Task instructions:
Repeat the listing that follows, character for character, minus the pictures.

Data provided:
◇ ◇ ◇ ◇

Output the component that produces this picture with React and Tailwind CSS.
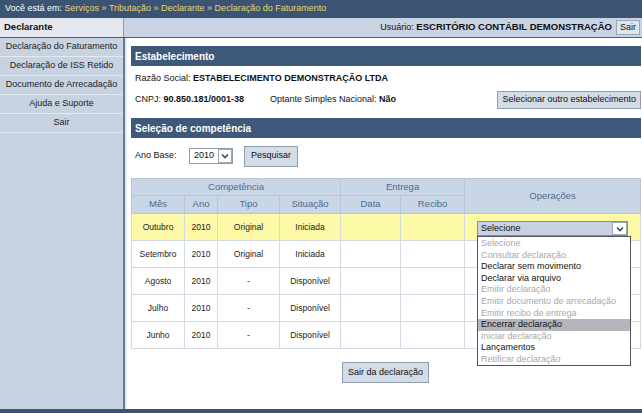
import React from 'react';

function Arrow({ className = '' }) {
  return (
    <span className={`flex items-center justify-center bg-white border border-[#9aa8b8] ${className}`}>
      <svg width="8" height="6" viewBox="0 0 8 6">
        <path d="M1 1.5 L4 4.5 L7 1.5" fill="none" stroke="#3a4d66" strokeWidth="1.6" />
      </svg>
    </span>
  );
}

const menuItems = [
  ['Selecione', false],
  ['Consultar declaração', false],
  ['Declarar sem movimento', true],
  ['Declarar via arquivo', true],
  ['Emitir declaração', false],
  ['Emitir documento de arrecadação', false],
  ['Emitir recibo de entrega', false],
  ['Encerrar declaração', true, true],
  ['Iniciar declaração', false],
  ['Lançamentos', true],
  ['Retificar declaração', false],
];

const rows = [
  ['Outubro', '2010', 'Original', 'Iniciada'],
  ['Setembro', '2010', 'Original', 'Iniciada'],
  ['Agosto', '2010', '-', 'Disponível'],
  ['Julho', '2010', '-', 'Disponível'],
  ['Junho', '2010', '-', 'Disponível'],
];

const sideItems = [
  'Declaração do Faturamento',
  'Declaração de ISS Retido',
  'Documento de Arrecadação',
  'Ajuda e Suporte',
  'Sair',
];

export default function App() {
  const th = 'border border-[#b9c6d6] bg-[#c9d6e6] text-[#4f6a8a] font-normal text-[9.5px] p-0';
  const td = 'border border-[#d3dae3] text-[8.5px] text-[#222] text-center p-0';

  return (
    <div className="w-[642px] h-[413px] flex flex-col bg-white font-['Liberation_Sans',Arial,sans-serif] overflow-hidden whitespace-nowrap">
      {/* Breadcrumb */}
      <div className="h-[18px] shrink-0 bg-[#3b5473] flex items-center px-[5px] text-[9px] text-white">
        <span>Você está em:&nbsp;</span>
        <span className="text-[#e9d66f]">Serviços » Tributação » Declarante » Declaração do Faturamento</span>
      </div>

      {/* User row */}
      <div className="h-[20px] shrink-0 flex border-b border-[#4b607a]">
        <div className="w-[124px] bg-[#e4e8ee] border-r border-[#8d9aab] flex items-center px-[4px] text-[9.5px] font-bold text-[#111]">
          Declarante
        </div>
        <div className="flex-1 bg-[#c8d4e3] flex items-center justify-end gap-[4px] pr-[2px] text-[9px] text-[#111]">
          <span>
            Usuário: <b className="text-[9.5px]">ESCRITÓRIO CONTÁBIL DEMONSTRAÇÃO</b>
          </span>
          <span className="h-[15px] px-[3px] flex items-center bg-[#dfe5ed] border border-[#9aa7b7] text-[9px]">Sair</span>
        </div>
      </div>

      <div className="flex-1 flex min-h-0">
        {/* Sidebar */}
        <aside className="w-[125px] shrink-0 bg-[#c8d3e2] border-r-2 border-[#6a7a8e] flex flex-col">
          {sideItems.map((s) => (
            <div
              key={s}
              className="h-[19px] flex items-center justify-center border-b border-[#e6ebf2] text-[9px] text-[#222]"
            >
              {s}
            </div>
          ))}
        </aside>

        {/* Main */}
        <main className="flex-1 border-l-2 border-[#e3eaf3] pl-[4px] pr-[2px] pt-[8px] text-[9px] text-[#111]">
          <div className="h-[20px] bg-[#3e5979] text-white font-bold text-[10px] flex items-center px-[4px]">
            Estabelecimento
          </div>
          <div className="h-[23px] pt-[2px] flex items-center px-[4px]">
            Razão Social:&nbsp;<b>ESTABELECIMENTO DEMONSTRAÇÃO LTDA</b>
          </div>
          <div className="h-[22px] flex items-center pl-[4px]">
            <span className="w-[135px]">
              CNPJ: <b>90.850.181/0001-38</b>
            </span>
            <span>
              Optante Simples Nacional: <b>Não</b>
            </span>
            <span className="ml-auto h-[18px] px-[4px] flex items-center bg-[#d2dbe6] border border-[#8f9db0]">
              Selecionar outro estabelecimento
            </span>
          </div>
          <div className="h-[20px] mt-[7px] bg-[#3e5979] text-white font-bold text-[10px] flex items-center px-[4px]">
            Seleção de competência
          </div>

          <div className="h-[30px] mt-[3px] flex items-center pl-[4px]">
            <span className="w-[54px]">Ano Base:</span>
            <span className="h-[16px] w-[44px] flex items-center bg-white border border-[#8f9db0] pl-[4px]">
              <span className="flex-1">2010</span>
              <Arrow className="w-[14px] h-[14px]" />
            </span>
            <span className="ml-[11px] h-[21px] px-[6px] flex items-center bg-[#d2dbe6] border border-[#8f9db0]">
              Pesquisar
            </span>
          </div>

          <table className="mt-[7px] w-[509px] border-collapse table-fixed">
            <colgroup>
              <col className="w-[53px]" />
              <col className="w-[33px]" />
              <col className="w-[62px]" />
              <col className="w-[61px]" />
              <col className="w-[60px]" />
              <col className="w-[64px]" />
              <col className="w-[176px]" />
            </colgroup>
            <thead>
              <tr className="h-[17px]">
                <th colSpan={4} className={th}>Competência</th>
                <th colSpan={2} className={th}>Entrega</th>
                <th rowSpan={2} className={th}>Operações</th>
              </tr>
              <tr className="h-[18px]">
                <th className={th}>Mês</th>
                <th className={th}>Ano</th>
                <th className={th}>Tipo</th>
                <th className={th}>Situação</th>
                <th className={th}>Data</th>
                <th className={th}>Recibo</th>
              </tr>
            </thead>
            <tbody>
              {rows.map((r, i) => (
                <tr key={r[0]} className={`h-[27px] ${i === 0 ? 'bg-[#fbf8a6]' : ''}`}>
                  {r.map((c, j) => (
                    <td key={j} className={td}>{c}</td>
                  ))}
                  <td className={td} />
                  <td className={td} />
                  <td className={`${td} relative`}>
                    {i === 0 && (
                      <>
                        <div className="absolute left-[12px] top-[7px] w-[151px] h-[15px] flex bg-[#c6d2e2] border border-[#7f8ea3] text-left text-[9px] text-[#111]">
                          <span className="flex-1 pl-[3px] leading-[13px]">Selecione</span>
                          <Arrow className="w-[15px] h-[13px]" />
                        </div>
                        <div className="absolute z-10 left-[12px] top-[22px] w-[154px] h-[130px] bg-white border border-[#555] text-left text-[9px] leading-[11.6px] py-[1px]">
                          {menuItems.map(([t, on, sel]) => (
                            <div
                              key={t}
                              className={`px-[3px] ${on ? 'text-[#111]' : 'text-[#a8a8a8]'} ${sel ? 'bg-[#b5b6bd]' : ''}`}
                            >
                              {t}
                            </div>
                          ))}
                        </div>
                      </>
                    )}
                  </td>
                </tr>
              ))}
            </tbody>
          </table>

          <div className="w-[509px] flex justify-center mt-[13px]">
            <span className="h-[21px] px-[5px] flex items-center bg-[#d2dbe6] border border-[#8f9db0]">
              Sair da declaração
            </span>
          </div>
        </main>
      </div>

      <div className="h-[4px] shrink-0 bg-[#3b5473]" />
    </div>
  );
}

◇ ◇ ◇ ◇

Task response:
Output the component that produces this picture with React and Tailwind CSS.
import React from 'react';

function Arrow({ className = '' }) {
  return (
    <span className={`flex items-center justify-center bg-white border border-[#9aa8b8] ${className}`}>
      <svg width="8" height="6" viewBox="0 0 8 6">
        <path d="M1 1.5 L4 4.5 L7 1.5" fill="none" stroke="#3a4d66" strokeWidth="1.6" />
      </svg>
    </span>
  );
}

const menuItems = [
  ['Selecione', false],
  ['Consultar declaração', false],
  ['Declarar sem movimento', true],
  ['Declarar via arquivo', true],
  ['Emitir declaração', false],
  ['Emitir documento de arrecadação', false],
  ['Emitir recibo de entrega', false],
  ['Encerrar declaração', true, true],
  ['Iniciar declaração', false],
  ['Lançamentos', true],
  ['Retificar declaração', false],
];

const rows = [
  ['Outubro', '2010', 'Original', 'Iniciada'],
  ['Setembro', '2010', 'Original', 'Iniciada'],
  ['Agosto', '2010', '-', 'Disponível'],
  ['Julho', '2010', '-', 'Disponível'],
  ['Junho', '2010', '-', 'Disponível'],
];

const sideItems = [
  'Declaração do Faturamento',
  'Declaração de ISS Retido',
  'Documento de Arrecadação',
  'Ajuda e Suporte',
  'Sair',
];

export default function App() {
  const th = 'border border-[#b9c6d6] bg-[#c9d6e6] text-[#4f6a8a] font-normal text-[9.5px] p-0';
  const td = 'border border-[#d3dae3] text-[8.5px] text-[#222] text-center p-0';

  return (
    <div className="w-[642px] h-[413px] flex flex-col bg-white font-['Liberation_Sans',Arial,sans-serif] overflow-hidden whitespace-nowrap">
      {/* Breadcrumb */}
      <div className="h-[18px] shrink-0 bg-[#3b5473] flex items-center px-[5px] text-[9px] text-white">
        <span>Você está em:&nbsp;</span>
        <span className="text-[#e9d66f]">Serviços » Tributação » Declarante » Declaração do Faturamento</span>
      </div>

      {/* User row */}
      <div className="h-[20px] shrink-0 flex border-b border-[#4b607a]">
        <div className="w-[124px] bg-[#e4e8ee] border-r border-[#8d9aab] flex items-center px-[4px] text-[9.5px] font-bold text-[#111]">
          Declarante
        </div>
        <div className="flex-1 bg-[#c8d4e3] flex items-center justify-end gap-[4px] pr-[2px] text-[9px] text-[#111]">
          <span>
            Usuário: <b className="text-[9.5px]">ESCRITÓRIO CONTÁBIL DEMONSTRAÇÃO</b>
          </span>
          <span className="h-[15px] px-[3px] flex items-center bg-[#dfe5ed] border border-[#9aa7b7] text-[9px]">Sair</span>
        </div>
      </div>

      <div className="flex-1 flex min-h-0">
        {/* Sidebar */}
        <aside className="w-[125px] shrink-0 bg-[#c8d3e2] border-r-2 border-[#6a7a8e] flex flex-col">
          {sideItems.map((s) => (
            <div
              key={s}
              className="h-[19px] flex items-center justify-center border-b border-[#e6ebf2] text-[9px] text-[#222]"
            >
              {s}
            </div>
          ))}
        </aside>

        {/* Main */}
        <main className="flex-1 border-l-2 border-[#e3eaf3] pl-[4px] pr-[2px] pt-[8px] text-[9px] text-[#111]">
          <div className="h-[20px] bg-[#3e5979] text-white font-bold text-[10px] flex items-center px-[4px]">
            Estabelecimento
          </div>
          <div className="h-[23px] pt-[2px] flex items-center px-[4px]">
            Razão Social:&nbsp;<b>ESTABELECIMENTO DEMONSTRAÇÃO LTDA</b>
          </div>
          <div className="h-[22px] flex items-center pl-[4px]">
            <span className="w-[135px]">
              CNPJ: <b>90.850.181/0001-38</b>
            </span>
            <span>
              Optante Simples Nacional: <b>Não</b>
            </span>
            <span className="ml-auto h-[18px] px-[4px] flex items-center bg-[#d2dbe6] border border-[#8f9db0]">
              Selecionar outro estabelecimento
            </span>
          </div>
          <div className="h-[20px] mt-[7px] bg-[#3e5979] text-white font-bold text-[10px] flex items-center px-[4px]">
            Seleção de competência
          </div>

          <div className="h-[30px] mt-[3px] flex items-center pl-[4px]">
            <span className="w-[54px]">Ano Base:</span>
            <span className="h-[16px] w-[44px] flex items-center bg-white border border-[#8f9db0] pl-[4px]">
              <span className="flex-1">2010</span>
              <Arrow className="w-[14px] h-[14px]" />
            </span>
            <span className="ml-[11px] h-[21px] px-[6px] flex items-center bg-[#d2dbe6] border border-[#8f9db0]">
              Pesquisar
            </span>
          </div>

          <table className="mt-[7px] w-[509px] border-collapse table-fixed">
            <colgroup>
              <col className="w-[53px]" />
              <col className="w-[33px]" />
              <col className="w-[62px]" />
              <col className="w-[61px]" />
              <col className="w-[60px]" />
              <col className="w-[64px]" />
              <col className="w-[176px]" />
            </colgroup>
            <thead>
              <tr className="h-[17px]">
                <th colSpan={4} className={th}>Competência</th>
                <th colSpan={2} className={th}>Entrega</th>
                <th rowSpan={2} className={th}>Operações</th>
              </tr>
              <tr className="h-[18px]">
                <th className={th}>Mês</th>
                <th className={th}>Ano</th>
                <th className={th}>Tipo</th>
                <th className={th}>Situação</th>
                <th className={th}>Data</th>
                <th className={th}>Recibo</th>
              </tr>
            </thead>
            <tbody>
              {rows.map((r, i) => (
                <tr key={r[0]} className={`h-[27px] ${i === 0 ? 'bg-[#fbf8a6]' : ''}`}>
                  {r.map((c, j) => (
                    <td key={j} className={td}>{c}</td>
                  ))}
                  <td className={td} />
                  <td className={td} />
                  <td className={`${td} relative`}>
                    {i === 0 && (
                      <>
                        <div className="absolute left-[12px] top-[7px] w-[151px] h-[15px] flex bg-[#c6d2e2] border border-[#7f8ea3] text-left text-[9px] text-[#111]">
                          <span className="flex-1 pl-[3px] leading-[13px]">Selecione</span>
                          <Arrow className="w-[15px] h-[13px]" />
                        </div>
                        <div className="absolute z-10 left-[12px] top-[22px] w-[154px] h-[130px] bg-white border border-[#555] text-left text-[9px] leading-[11.6px] py-[1px]">
                          {menuItems.map(([t, on, sel]) => (
                            <div
                              key={t}
                              className={`px-[3px] ${on ? 'text-[#111]' : 'text-[#a8a8a8]'} ${sel ? 'bg-[#b5b6bd]' : ''}`}
                            >
                              {t}
                            </div>
                          ))}
                        </div>
                      </>
                    )}
                  </td>
                </tr>
              ))}
            </tbody>
          </table>

          <div className="w-[509px] flex justify-center mt-[13px]">
            <span className="h-[21px] px-[5px] flex items-center bg-[#d2dbe6] border border-[#8f9db0]">
              Sair da declaração
            </span>
          </div>
        </main>
      </div>

      <div className="h-[4px] shrink-0 bg-[#3b5473]" />
    </div>
  );
}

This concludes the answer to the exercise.